Let function $f=u +iv$ is analytic on $D$ and for some $a,b,c \in \mathbb R$, $a^2+b^2 \neq 0$ and $au+bv=c$ on $D$. Prove that $f$ is constant on $D$

Question

Let function $f=u +iv$ be analytic on some domain $D$. Let $a,b,c \in \mathbb R$ such that $a^2+b^2 \neq 0$ and $au+bv=c$ on $D$. Prove that $f$ is constant on $D$.

What I have done is following: Actually I only thought that Can I use Liouville's Theorem because we already have $f$ is analytic and if it is bounded that would imply that $f$ is constant by Liouville's theorem. But how can I show that $f$ is bounded?
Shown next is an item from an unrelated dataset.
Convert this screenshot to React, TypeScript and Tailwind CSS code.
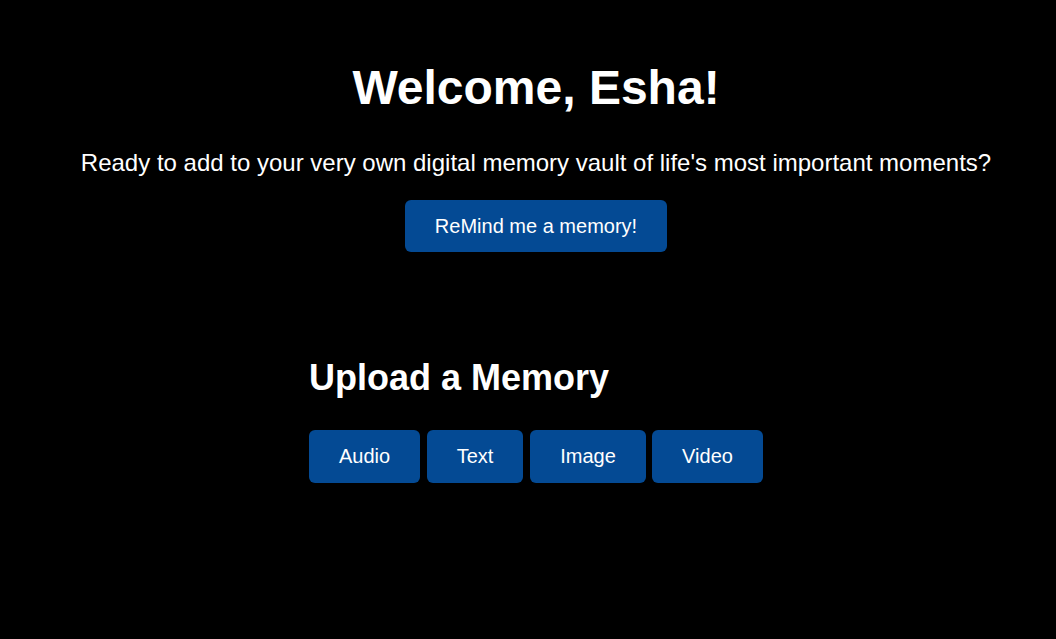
export default function App() {
  const btn =
    "bg-[#044a94] text-white text-[20px] leading-[23px] rounded-[6px] flex items-center justify-center h-[53px]";
  return (
    <div
      className="min-h-[639px] w-full bg-black text-white pl-4 flex flex-col items-center"
      style={{ fontFamily: '"Liberation Sans", Arial, sans-serif' }}
    >
      <h1 className="mt-[60px] text-[48px] leading-[55px] font-bold">Welcome, Esha!</h1>
      <p className="mt-[34px] text-[24px] leading-[28px]">
        Ready to add to your very own digital memory vault of life's most important moments?
      </p>
      <button className="bg-[#044a94] text-white text-[20px] leading-[23px] rounded-[6px] flex items-center justify-center mt-[23px] h-[52px] px-[30px]">
        ReMind me a memory!
      </button>
      <div className="mt-[105px] flex flex-col items-start">
        <h2 className="text-[36px] leading-[41px] font-bold">Upload a Memory</h2>
        <div className="mt-[32px] flex">
          <button className={`${btn} w-[111px]`}>Audio</button>
          <button className={`${btn} w-[96px] ml-[7px]`}>Text</button>
          <button className={`${btn} w-[116px] ml-[7px]`}>Image</button>
          <button className={`${btn} w-[111px] ml-[6px]`}>Video</button>
        </div>
      </div>
    </div>
  );
}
After seeing answer I write these: We have $au+bv=c$ and C-R equations which are $u_x = u_y$ and $u_y = - v_x$ then we get \begin{align} \label{eq1} au_x +b v_x &= 0 \tag{1} \\ \label{eq2} au_y + b v_y &= 0 \tag{2} \end{align} If I substitute $u_y$ and $v_y$ with appropiate pairs in \eqref{eq2} then $$\label{eq3} au_x +b v_x = 0 \tag{3}$$ and $$\label{eq4} -av_x + b u_x = 0\tag{4}$$ Combining these two equations \eqref{eq3},\eqref{eq4}, $$(a+b)u_x + (b-a)v_x = 0 \tag{5}$$

And I stop here. Could help a little more?

Answer 1

Hint: differentiate both sides of $au + bv = c$ with respect to $x$ and $y$. Use the Cauchy-Riemann equations.

Answer 2

Here is a proof assuming that $D$ is open & connected. Note that $\lim_{t \to 0} {f(z+th)-f(z) \over t} = f'(z)h$. Hence $a \operatorname{re} (f'(z)h ) + b \operatorname{im} (f'(z)h ) = 0$ for all $h$. If $a \neq 0$ choose $h=\overline{f'(z)}$ to get $f'(z) = 0$, and similarly if $a=0$. Hence $f$ is constant.

Answer 3

With the given condition $a^2+b^2\ne 0$, solve $(3)$ and $(4)$ simultaneously to get $u_x=v_x=0$ or equivalently $u_x=0$ and $u_y=0$ (By CR-equations). Now what does it tell about $u(x,y)$? Use Liouville's theorem then.

Answer 4

notice that $a-ib\neq 0$
$g:=(a-ib)\cdot f -c=i\cdot(av -bu)$ is analytic and purely imaginary hence constant on each connected component. Justification: either open mapping theorem, or max modulus theorem applied to $\exp\circ g$ and examining its derivative. Conclude $f =\frac{g+c}{a-ib}$ is constant as well.